F1 as a function of phasing (3-way), position, and vowel height, English speakers.

Figure 22
Figure 22

F1 as a function of phasing (3-way), position, and vowel height, Medʉmba speakers.

To summarize, patterns of vowel duration and F1 height differed in key ways in the NoBeat condition compared with the two metronome-timed conditions. Longer duration in the NoBeat condition reflects an overall slower speech rate in that condition as compared with the metronome-coordinated conditions. Decreased F1 was also found in this condition for Medʉmba speakers, which is consistent with greater articulatory effort in the two metronome-coordinated conditions as compared with the uncoordinated condition (Huber, Stathopoulos, Curione, Ash, & Johnson, 1999; Huber & Chandrasekaran, 2006; Traunmüller & Eriksson, 2000). Despite differences in how participants performed the task under coordinated and uncoordinated conditions, evidence suggests that performance in the Onbeat condition still differed in key ways as compared with both the Offbeat and NoBeat conditions. In particular, in spite of the overall longer duration found for vowels in the NoBeat condition, Medʉmba speakers produced initial vowels in the Onbeat condition with greater duration than those in the NoBeat condition. For English speakers, where relative duration was concerned, the ratio of stressed to unstressed vowel duration was higher in initial position in the Onbeat condition as compared with both the NoBeat and Offbeat conditions. It thus appears that syllables produced in the Onbeat condition show genuine patterns of phonetic enhancement.

4. Discussion

4.1 Phasing effects on acoustic patterning

While most variables in the study showed sensitivity to the phasing manipulation, some of these effects—such as for intensity and F0—were observed for syllables across word positions, indicating a more general effect of metronome phasing that did not relate to coupling, per se. We begin by discussing these effects, followed by a discussion of the coupling-specific effects found for vowel duration and first formant frequency.

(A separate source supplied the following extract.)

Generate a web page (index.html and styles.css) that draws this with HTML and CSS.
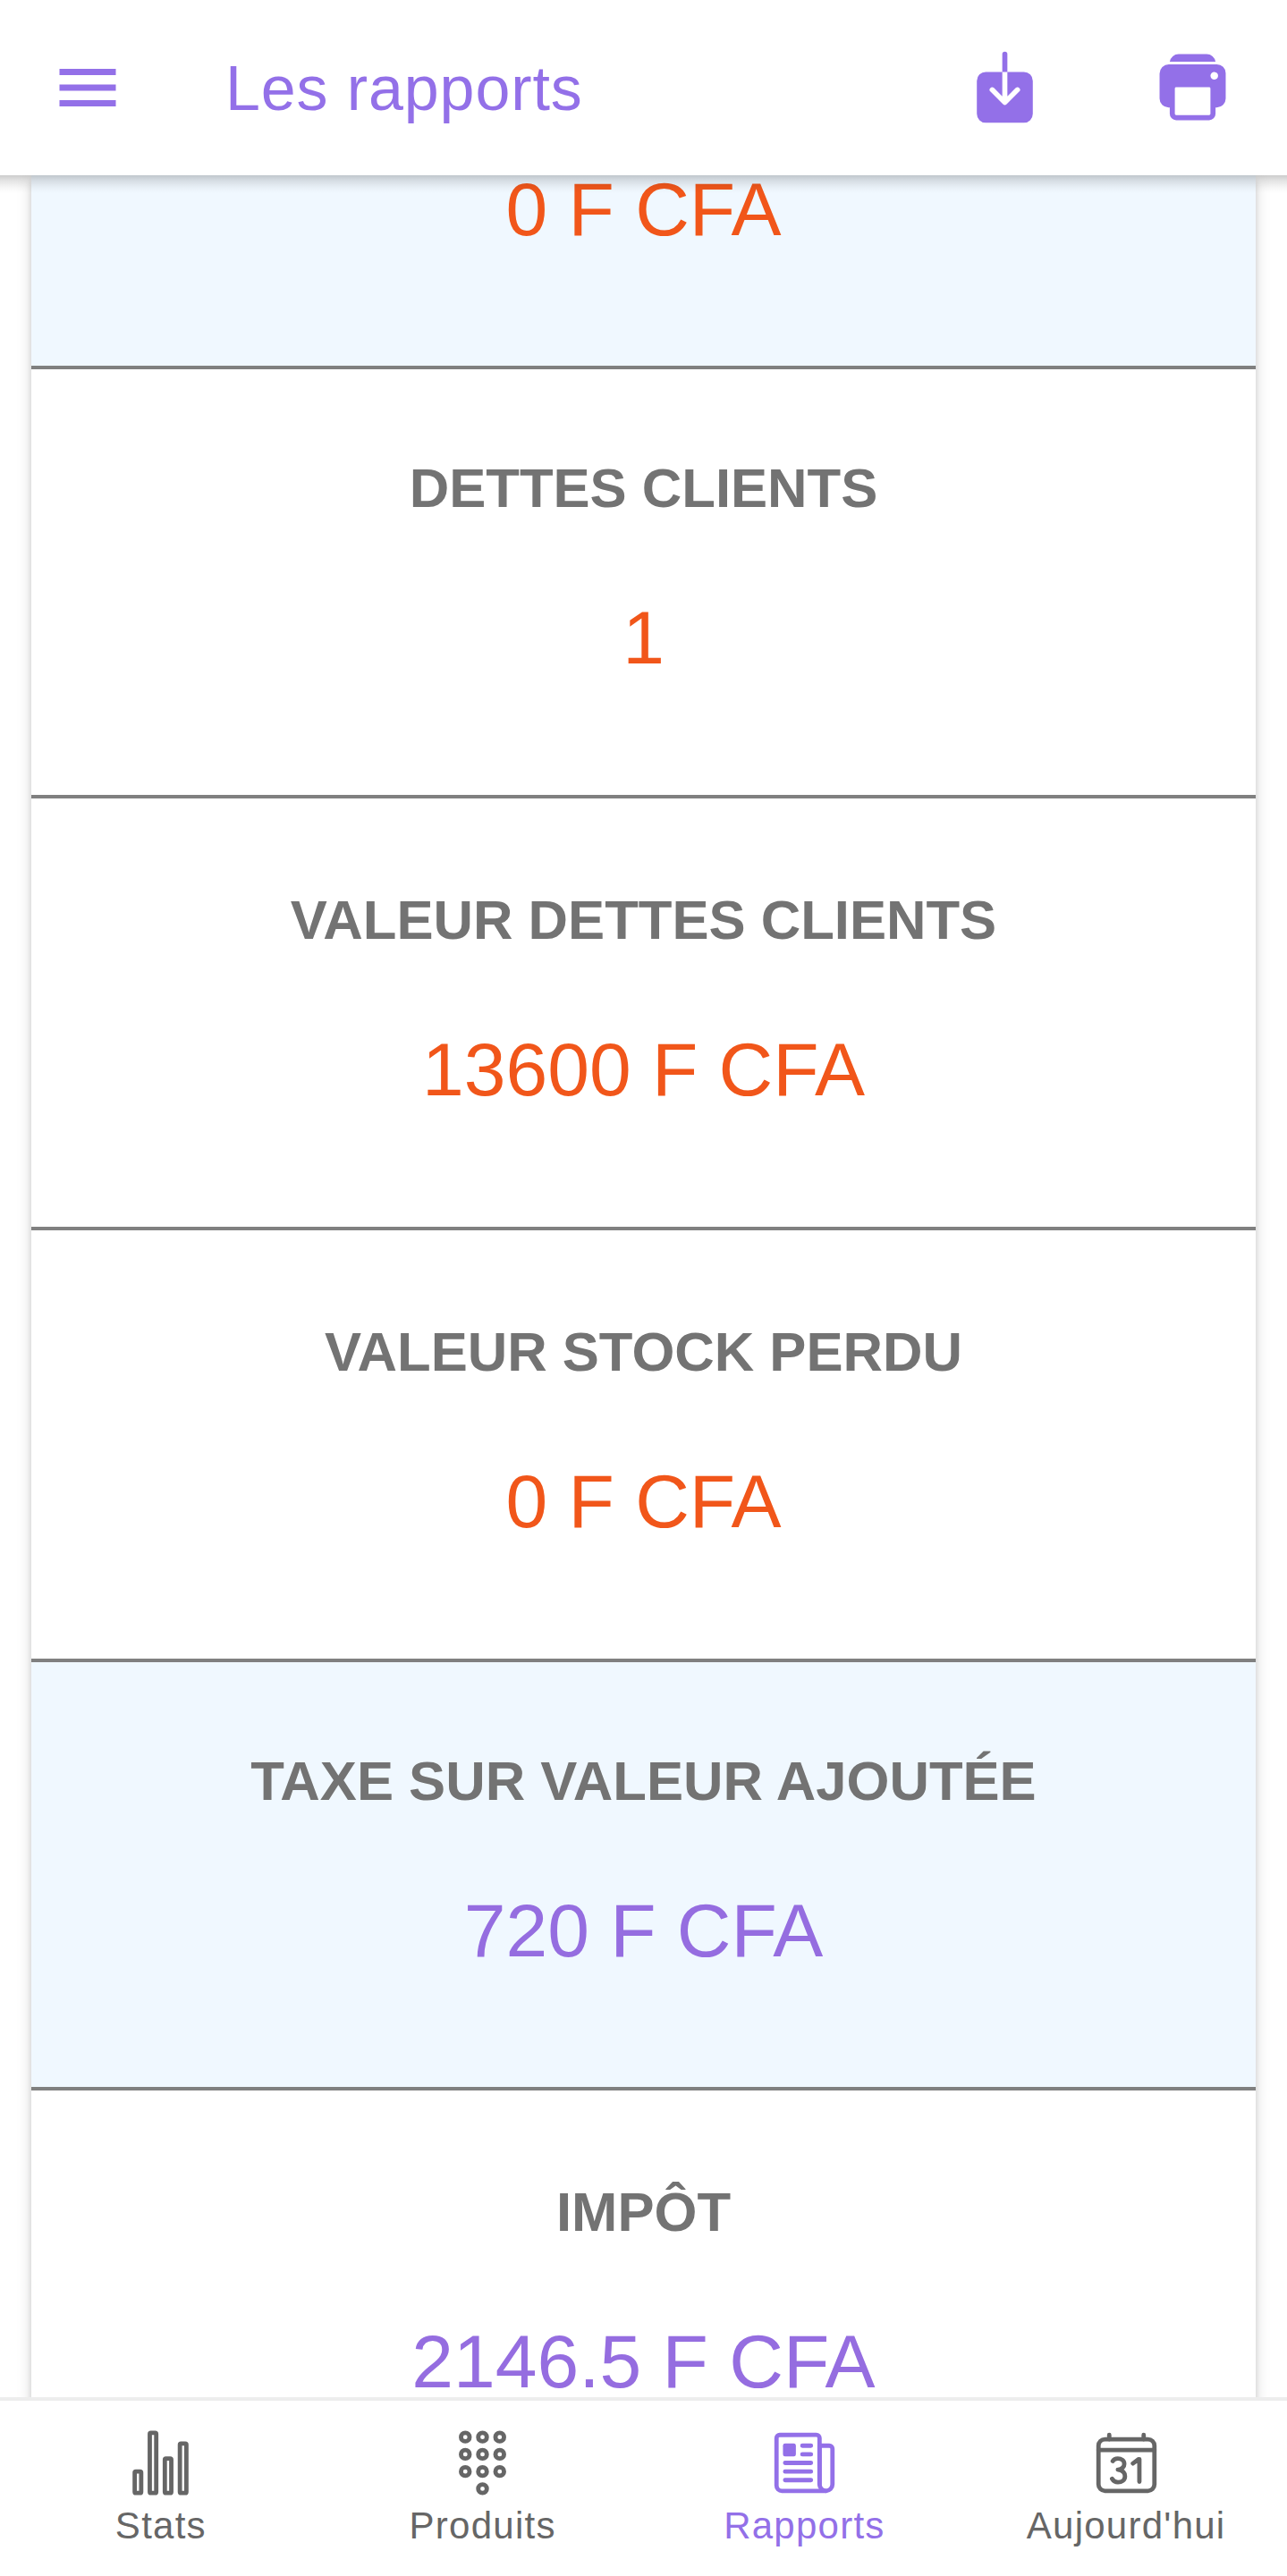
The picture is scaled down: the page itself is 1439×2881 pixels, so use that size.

4.1.1 Task and language effects on intensity and F0

Despite the fact that neither intensity nor F0 showed coupling-specific effects, differences found for these variables by phasing condition and language were nonetheless interesting and worthy of comment. First off, in both languages, intensity was found to increase in the Offbeat condition as compared with the Onbeat condition. This could be a reflection of the greater effort involved in coordinating with an (imaginary) offbeat versus onbeat in the task, as increased vocal intensity has been noted as a key correlate of more effortful speech across various languages (Liénard & di Benedetto, 1999; Titze & Sundberg, 1992). In these studies, fundamental frequency has also been found to be increased under increased effort, which is consistent with what was found for English speakers in the present study, but not for Medʉmba speakers, who actually showed reduced F0 in the Offbeat condition. While it is the case that patterns of F0 and intensity often covary due to the potential for the vocal folds to vibrate more strongly with greater subglottal pressure (Hirano, Ohala, & Vennard, 1969; Titze, 2000), our findings are consistent with results from Tilsen (2016) who, based on inter-speaker variability patterns in covariation in F0 and intensity in English, argued that the two parameters are not related solely through physiological mechanisms. Work from Zhang (2016) has also shown that F0 manipulations can be controlled through vocal fold stiffness independently of intensity change. While our results are novel in that they suggest articulation of increased vocal effort is language-specific, it is not yet clear why F0 should be raised under these conditions in English but lowered in Medʉmba.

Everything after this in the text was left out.